Problem to work on:
Give back every line exactly as it appears, pictures excluded.

Available data:
..........
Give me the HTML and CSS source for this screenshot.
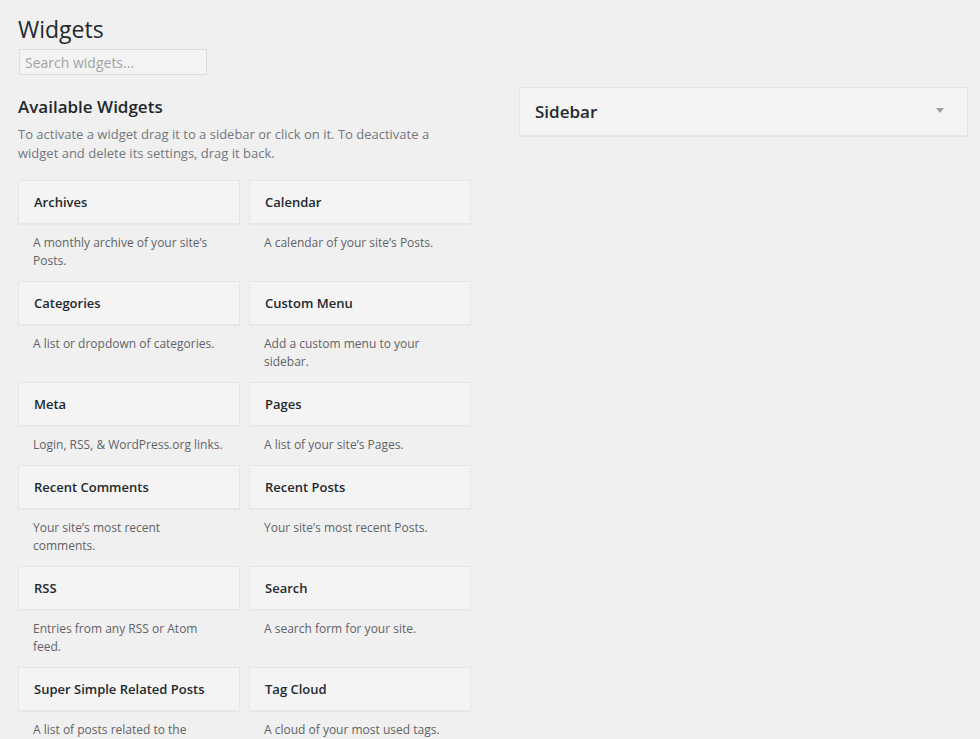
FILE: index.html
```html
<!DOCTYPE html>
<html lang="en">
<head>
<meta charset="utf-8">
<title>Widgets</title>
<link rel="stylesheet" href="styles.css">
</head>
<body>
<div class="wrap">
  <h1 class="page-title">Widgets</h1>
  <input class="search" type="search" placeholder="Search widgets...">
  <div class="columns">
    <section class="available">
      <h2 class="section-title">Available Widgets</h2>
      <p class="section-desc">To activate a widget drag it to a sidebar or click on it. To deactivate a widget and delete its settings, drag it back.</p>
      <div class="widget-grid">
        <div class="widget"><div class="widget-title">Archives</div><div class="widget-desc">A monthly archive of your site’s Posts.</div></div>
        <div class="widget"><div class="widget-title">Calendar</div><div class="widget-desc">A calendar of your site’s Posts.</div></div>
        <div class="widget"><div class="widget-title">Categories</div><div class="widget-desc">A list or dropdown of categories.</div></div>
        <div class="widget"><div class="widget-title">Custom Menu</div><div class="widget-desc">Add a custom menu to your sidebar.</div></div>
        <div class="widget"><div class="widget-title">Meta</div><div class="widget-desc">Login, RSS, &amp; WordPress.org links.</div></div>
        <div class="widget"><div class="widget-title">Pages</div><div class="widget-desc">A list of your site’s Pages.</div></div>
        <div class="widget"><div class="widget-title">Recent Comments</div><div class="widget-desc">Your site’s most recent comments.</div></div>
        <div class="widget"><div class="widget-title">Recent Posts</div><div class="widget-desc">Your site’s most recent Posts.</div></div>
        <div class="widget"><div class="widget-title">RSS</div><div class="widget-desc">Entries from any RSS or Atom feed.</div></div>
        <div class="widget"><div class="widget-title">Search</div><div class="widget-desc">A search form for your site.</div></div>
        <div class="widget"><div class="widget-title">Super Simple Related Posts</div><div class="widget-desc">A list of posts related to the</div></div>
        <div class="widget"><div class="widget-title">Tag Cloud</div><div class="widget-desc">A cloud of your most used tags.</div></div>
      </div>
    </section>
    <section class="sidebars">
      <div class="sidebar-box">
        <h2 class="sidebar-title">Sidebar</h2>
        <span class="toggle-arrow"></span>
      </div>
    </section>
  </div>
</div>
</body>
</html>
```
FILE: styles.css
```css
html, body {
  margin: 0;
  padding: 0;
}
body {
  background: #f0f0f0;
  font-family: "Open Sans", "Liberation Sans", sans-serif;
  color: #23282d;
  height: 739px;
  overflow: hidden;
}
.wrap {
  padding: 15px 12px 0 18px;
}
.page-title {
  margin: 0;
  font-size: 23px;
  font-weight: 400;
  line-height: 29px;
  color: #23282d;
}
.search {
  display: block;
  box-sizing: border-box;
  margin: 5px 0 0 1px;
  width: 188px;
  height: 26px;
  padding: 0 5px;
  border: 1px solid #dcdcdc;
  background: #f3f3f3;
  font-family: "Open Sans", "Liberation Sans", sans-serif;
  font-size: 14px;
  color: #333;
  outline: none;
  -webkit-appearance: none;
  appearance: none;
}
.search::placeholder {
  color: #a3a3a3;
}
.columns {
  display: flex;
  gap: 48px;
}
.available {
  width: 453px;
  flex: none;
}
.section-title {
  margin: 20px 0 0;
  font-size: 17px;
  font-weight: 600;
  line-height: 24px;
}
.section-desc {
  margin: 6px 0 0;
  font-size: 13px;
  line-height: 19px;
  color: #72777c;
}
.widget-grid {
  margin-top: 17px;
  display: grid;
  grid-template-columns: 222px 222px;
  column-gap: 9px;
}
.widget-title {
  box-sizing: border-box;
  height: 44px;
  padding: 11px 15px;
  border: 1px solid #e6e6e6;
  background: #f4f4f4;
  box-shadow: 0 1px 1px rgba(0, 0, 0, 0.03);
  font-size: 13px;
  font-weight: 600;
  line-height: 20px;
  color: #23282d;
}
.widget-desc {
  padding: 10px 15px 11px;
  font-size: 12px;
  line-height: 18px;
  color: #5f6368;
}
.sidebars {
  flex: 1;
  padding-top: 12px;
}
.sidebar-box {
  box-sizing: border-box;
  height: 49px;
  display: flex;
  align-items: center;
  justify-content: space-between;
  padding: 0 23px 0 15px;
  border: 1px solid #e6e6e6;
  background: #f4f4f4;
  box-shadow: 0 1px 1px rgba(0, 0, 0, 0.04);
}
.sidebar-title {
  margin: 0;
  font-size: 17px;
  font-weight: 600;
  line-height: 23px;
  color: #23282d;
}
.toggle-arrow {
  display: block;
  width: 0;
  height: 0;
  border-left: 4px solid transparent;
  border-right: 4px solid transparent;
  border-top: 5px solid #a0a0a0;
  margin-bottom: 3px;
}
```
..........
Final result:
Give me the HTML and CSS source for this screenshot.
FILE: index.html
```html
<!DOCTYPE html>
<html lang="en">
<head>
<meta charset="utf-8">
<title>Widgets</title>
<link rel="stylesheet" href="styles.css">
</head>
<body>
<div class="wrap">
  <h1 class="page-title">Widgets</h1>
  <input class="search" type="search" placeholder="Search widgets...">
  <div class="columns">
    <section class="available">
      <h2 class="section-title">Available Widgets</h2>
      <p class="section-desc">To activate a widget drag it to a sidebar or click on it. To deactivate a widget and delete its settings, drag it back.</p>
      <div class="widget-grid">
        <div class="widget"><div class="widget-title">Archives</div><div class="widget-desc">A monthly archive of your site’s Posts.</div></div>
        <div class="widget"><div class="widget-title">Calendar</div><div class="widget-desc">A calendar of your site’s Posts.</div></div>
        <div class="widget"><div class="widget-title">Categories</div><div class="widget-desc">A list or dropdown of categories.</div></div>
        <div class="widget"><div class="widget-title">Custom Menu</div><div class="widget-desc">Add a custom menu to your sidebar.</div></div>
        <div class="widget"><div class="widget-title">Meta</div><div class="widget-desc">Login, RSS, &amp; WordPress.org links.</div></div>
        <div class="widget"><div class="widget-title">Pages</div><div class="widget-desc">A list of your site’s Pages.</div></div>
        <div class="widget"><div class="widget-title">Recent Comments</div><div class="widget-desc">Your site’s most recent comments.</div></div>
        <div class="widget"><div class="widget-title">Recent Posts</div><div class="widget-desc">Your site’s most recent Posts.</div></div>
        <div class="widget"><div class="widget-title">RSS</div><div class="widget-desc">Entries from any RSS or Atom feed.</div></div>
        <div class="widget"><div class="widget-title">Search</div><div class="widget-desc">A search form for your site.</div></div>
        <div class="widget"><div class="widget-title">Super Simple Related Posts</div><div class="widget-desc">A list of posts related to the</div></div>
        <div class="widget"><div class="widget-title">Tag Cloud</div><div class="widget-desc">A cloud of your most used tags.</div></div>
      </div>
    </section>
    <section class="sidebars">
      <div class="sidebar-box">
        <h2 class="sidebar-title">Sidebar</h2>
        <span class="toggle-arrow"></span>
      </div>
    </section>
  </div>
</div>
</body>
</html>
```
FILE: styles.css
```css
html, body {
  margin: 0;
  padding: 0;
}
body {
  background: #f0f0f0;
  font-family: "Open Sans", "Liberation Sans", sans-serif;
  color: #23282d;
  height: 739px;
  overflow: hidden;
}
.wrap {
  padding: 15px 12px 0 18px;
}
.page-title {
  margin: 0;
  font-size: 23px;
  font-weight: 400;
  line-height: 29px;
  color: #23282d;
}
.search {
  display: block;
  box-sizing: border-box;
  margin: 5px 0 0 1px;
  width: 188px;
  height: 26px;
  padding: 0 5px;
  border: 1px solid #dcdcdc;
  background: #f3f3f3;
  font-family: "Open Sans", "Liberation Sans", sans-serif;
  font-size: 14px;
  color: #333;
  outline: none;
  -webkit-appearance: none;
  appearance: none;
}
.search::placeholder {
  color: #a3a3a3;
}
.columns {
  display: flex;
  gap: 48px;
}
.available {
  width: 453px;
  flex: none;
}
.section-title {
  margin: 20px 0 0;
  font-size: 17px;
  font-weight: 600;
  line-height: 24px;
}
.section-desc {
  margin: 6px 0 0;
  font-size: 13px;
  line-height: 19px;
  color: #72777c;
}
.widget-grid {
  margin-top: 17px;
  display: grid;
  grid-template-columns: 222px 222px;
  column-gap: 9px;
}
.widget-title {
  box-sizing: border-box;
  height: 44px;
  padding: 11px 15px;
  border: 1px solid #e6e6e6;
  background: #f4f4f4;
  box-shadow: 0 1px 1px rgba(0, 0, 0, 0.03);
  font-size: 13px;
  font-weight: 600;
  line-height: 20px;
  color: #23282d;
}
.widget-desc {
  padding: 10px 15px 11px;
  font-size: 12px;
  line-height: 18px;
  color: #5f6368;
}
.sidebars {
  flex: 1;
  padding-top: 12px;
}
.sidebar-box {
  box-sizing: border-box;
  height: 49px;
  display: flex;
  align-items: center;
  justify-content: space-between;
  padding: 0 23px 0 15px;
  border: 1px solid #e6e6e6;
  background: #f4f4f4;
  box-shadow: 0 1px 1px rgba(0, 0, 0, 0.04);
}
.sidebar-title {
  margin: 0;
  font-size: 17px;
  font-weight: 600;
  line-height: 23px;
  color: #23282d;
}
.toggle-arrow {
  display: block;
  width: 0;
  height: 0;
  border-left: 4px solid transparent;
  border-right: 4px solid transparent;
  border-top: 5px solid #a0a0a0;
  margin-bottom: 3px;
}
```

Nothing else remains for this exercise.